In 1954, Shoji Ueda won the Nika Prize, in 1958, his works were selected by Edward Steichen for an exhibition at MoMA. These were recognitions that Ueda had entered the mainstream.
Many label his work as surreal, but he preferred the term ‘surreal-like’, emphasising that it was iconoclastic or deliberately provocative in the Japanese context.
His characteristic use, as props, of hats and umbrellas would seem to invoke René Magritte (1898–1967) who had started painting scenes with figures wearing bowler hats between 1926 and 1930, though he did not paint another until 1938, the year after Ueda’s image.

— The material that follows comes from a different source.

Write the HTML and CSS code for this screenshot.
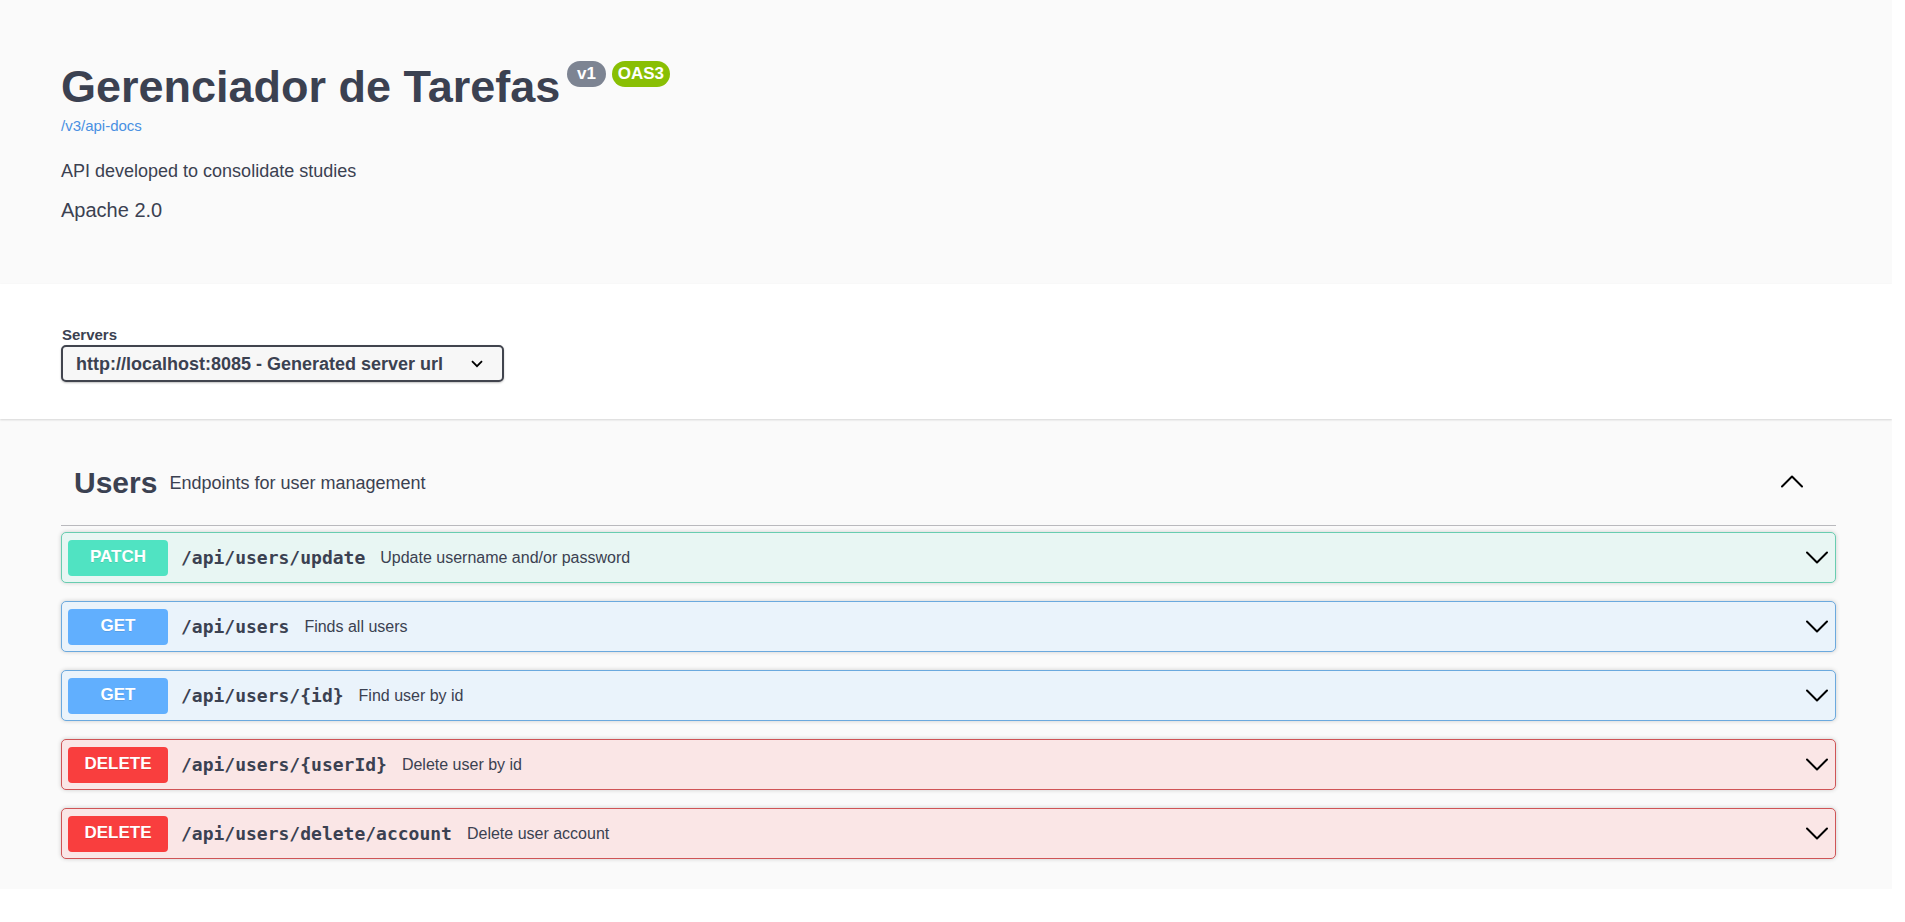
FILE: index.html
```html
<!DOCTYPE html>
<html lang="pt-BR">
<head>
<meta charset="utf-8">
<meta name="viewport" content="width=device-width, initial-scale=1">
<title>Gerenciador de Tarefas</title>
<link rel="stylesheet" href="styles.css">
</head>
<body>
<svg class="sprite" aria-hidden="true">
  <symbol id="chevron-down" viewBox="0 0 22 13"><path d="M1 1.5L11 11.5L21 1.5" fill="none" stroke="currentColor" stroke-width="2" stroke-linecap="round" stroke-linejoin="round"/></symbol>
  <symbol id="chevron-up" viewBox="0 0 22 13"><path d="M1 11.5L11 1.5L21 11.5" fill="none" stroke="currentColor" stroke-width="2" stroke-linecap="round" stroke-linejoin="round"/></symbol>
  <symbol id="chevron-small" viewBox="0 0 12 8"><path d="M1 1.2L6 6.2L11 1.2" fill="none" stroke="currentColor" stroke-width="1.8"/></symbol>
</svg>
<div class="page">
  <header class="info">
    <div class="title-row">
      <h1 class="title">Gerenciador de Tarefas</h1>
      <span class="badge">&nbsp;v1&nbsp;</span>
      <span class="badge badge-oas">OAS3</span>
    </div>
    <a class="docs-link" href="/v3/api-docs">/v3/api-docs</a>
    <p class="description">API developed to consolidate studies</p>
    <p class="license">Apache 2.0</p>
  </header>
  <section class="servers">
    <label class="servers-label" for="servers">Servers</label>
    <div class="select-wrap">
      <select class="select" id="servers">
        <option>http://localhost:8085 - Generated server url</option>
      </select>
      <svg class="select-arrow" aria-hidden="true"><use href="#chevron-small"/></svg>
    </div>
  </section>
  <main class="operations">
    <div class="tag">
      <h2 class="tag-name">Users</h2>
      <p class="tag-text">Endpoints for user management</p>
      <button class="toggle" type="button" aria-label="Collapse Users"><svg class="chevron" aria-hidden="true"><use href="#chevron-up"/></svg></button>
    </div>
    <div class="list">
      <button class="op op-patch" type="button">
        <span class="method">PATCH</span><span class="path">/api/users/update</span><span class="summary">Update username and/or password</span>
        <svg class="chevron" aria-hidden="true"><use href="#chevron-down"/></svg>
      </button>
      <button class="op op-get" type="button">
        <span class="method">GET</span><span class="path">/api/users</span><span class="summary">Finds all users</span>
        <svg class="chevron" aria-hidden="true"><use href="#chevron-down"/></svg>
      </button>
      <button class="op op-get" type="button">
        <span class="method">GET</span><span class="path">/api/users/{id}</span><span class="summary">Find user by id</span>
        <svg class="chevron" aria-hidden="true"><use href="#chevron-down"/></svg>
      </button>
      <button class="op op-delete" type="button">
        <span class="method">DELETE</span><span class="path">/api/users/{userId}</span><span class="summary">Delete user by id</span>
        <svg class="chevron" aria-hidden="true"><use href="#chevron-down"/></svg>
      </button>
      <button class="op op-delete" type="button">
        <span class="method">DELETE</span><span class="path">/api/users/delete/account</span><span class="summary">Delete user account</span>
        <svg class="chevron" aria-hidden="true"><use href="#chevron-down"/></svg>
      </button>
    </div>
  </main>
</div>
</body>
</html>
```

FILE: styles.css
```css
* { box-sizing: border-box; }

body {
  margin: 0;
  background: #fff;
  color: #3b4151;
  font-family: "Liberation Sans", Arial, sans-serif;
}

h1, h2, p { margin: 0; }

.sprite { display: none; }

.page {
  margin-right: 13px;
  overflow: hidden;
  background: #fafafa;
}

/* Header */
.info { padding: 61px 56px 63px 61px; }

.title-row {
  display: flex;
  align-items: flex-start;
  gap: 6px;
}

.title {
  padding-right: 1px;
  font-size: 45px;
  line-height: 52px;
}

.badge {
  padding: 0 5px;
  border-radius: 13px;
  background: #7d8492;
  color: #fff;
  font-size: 17px;
  font-weight: 700;
  line-height: 25px;
  padding-bottom: 1px;
}

.badge-oas {
  padding-right: 6px;
  padding-left: 6px;
  background: #89bf04;
}

.docs-link {
  display: block;
  width: fit-content;
  margin-top: 4px;
  color: #4990e2;
  font-size: 15px;
  line-height: 18px;
  text-decoration: none;
}

.description {
  margin-top: 26px;
  font-size: 18px;
  line-height: 20px;
}

.license {
  margin-top: 18px;
  font-size: 20px;
  line-height: 22px;
}

/* Servers */
.servers {
  padding: 41px 56px 37px 61px;
  background: #fff;
  box-shadow: 0 1px 2px rgba(0, 0, 0, 0.15);
}

.servers-label {
  display: block;
  padding-left: 1px;
  font-size: 15px;
  font-weight: 700;
  line-height: 20px;
}

.select-wrap {
  position: relative;
  width: 443px;
  max-width: 100%;
}

.select {
  display: block;
  width: 100%;
  height: 37px;
  padding: 0 40px 0 13px;
  border: 2px solid #41444e;
  border-radius: 5px;
  background: #f7f7f7;
  box-shadow: 0 1px 2px rgba(0, 0, 0, 0.25);
  color: #3b4151;
  font: 700 18px "Liberation Sans", Arial, sans-serif;
  appearance: none;
}

.select-arrow {
  position: absolute;
  top: 15px;
  right: 21px;
  width: 12px;
  height: 8px;
  color: #000;
  pointer-events: none;
}

/* Operations */
.operations { padding: 36px 56px 30px 61px; }

.tag {
  display: flex;
  align-items: center;
  gap: 12px;
  height: 71px;
  padding: 0 33px 15px 13px;
  border-bottom: 1px solid #b9b9bd;
}

.tag-name {
  font-size: 30px;
  line-height: 34px;
}

.tag-text {
  flex: 1;
  font-size: 18px;
  line-height: 20px;
}

.toggle {
  display: flex;
  padding: 0 0 2px;
  border: 0;
  background: none;
  color: #000;
}

.chevron {
  width: 22px;
  height: 13px;
}

.list {
  display: grid;
  gap: 18px;
  padding-top: 6px;
}

.op {
  display: flex;
  align-items: center;
  gap: 13px;
  width: 100%;
  height: 51px;
  padding: 0 7px 0 6px;
  border: 1px solid;
  border-radius: 5px;
  box-shadow: 0 0 4px rgba(0, 0, 0, 0.19);
  color: #3b4151;
  font: 16px "Liberation Sans", Arial, sans-serif;
  text-align: left;
}

.op-patch { background: #e8f6f3; border-color: #68cdb0; }
.op-get { background: #eaf3fb; border-color: #6ba9de; }
.op-delete { background: #fae6e6; border-color: #cf5456; }

.method {
  width: 100px;
  padding-bottom: 2px;
  border-radius: 4px;
  color: #fff;
  font-size: 17px;
  font-weight: 700;
  line-height: 34px;
  text-align: center;
  text-shadow: 0 1px 0 rgba(0, 0, 0, 0.1);
}

.op-patch .method { background: #50e3c2; }
.op-get .method { background: #61affe; }
.op-delete .method { background: #f93e3e; }

.path {
  padding-right: 2px;
  font-family: "DejaVu Sans Mono", monospace;
  font-size: 18px;
  font-weight: 700;
}

.summary { flex: 1; }

.op .chevron { color: #000; }
```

There is no doubt that the photographer was inspired by the Belgian surrealist and by Yves Tanguy, whose unearthly plains harbour unfamiliar objects in a moonlike light. Ueda’s studio shot pays homage to Tanguy, but also recreates the experience of the dunes.
This is my studio. You can not find a more perfect background, the horizon stretches to infinity. The dune is an almost natural photographic landscape. It is nature but reduced to a single background.
His last series, Illusion (1987 – 1992), produced when he was in his seventies, differs considerably from his signature style, being in colour, and returns to his studio experiments of the 1950s, and as he did there, he recreates within four walls, using double exposure that imports into the studio that numinous background,
Though he did journey to Europe in order to supervise the hanging of an exhibition in 1970, he did not travel, and the unique individuality of his imagery despite his working only locally, is a reminder that good photography is measured by originality, rather than by kilometres.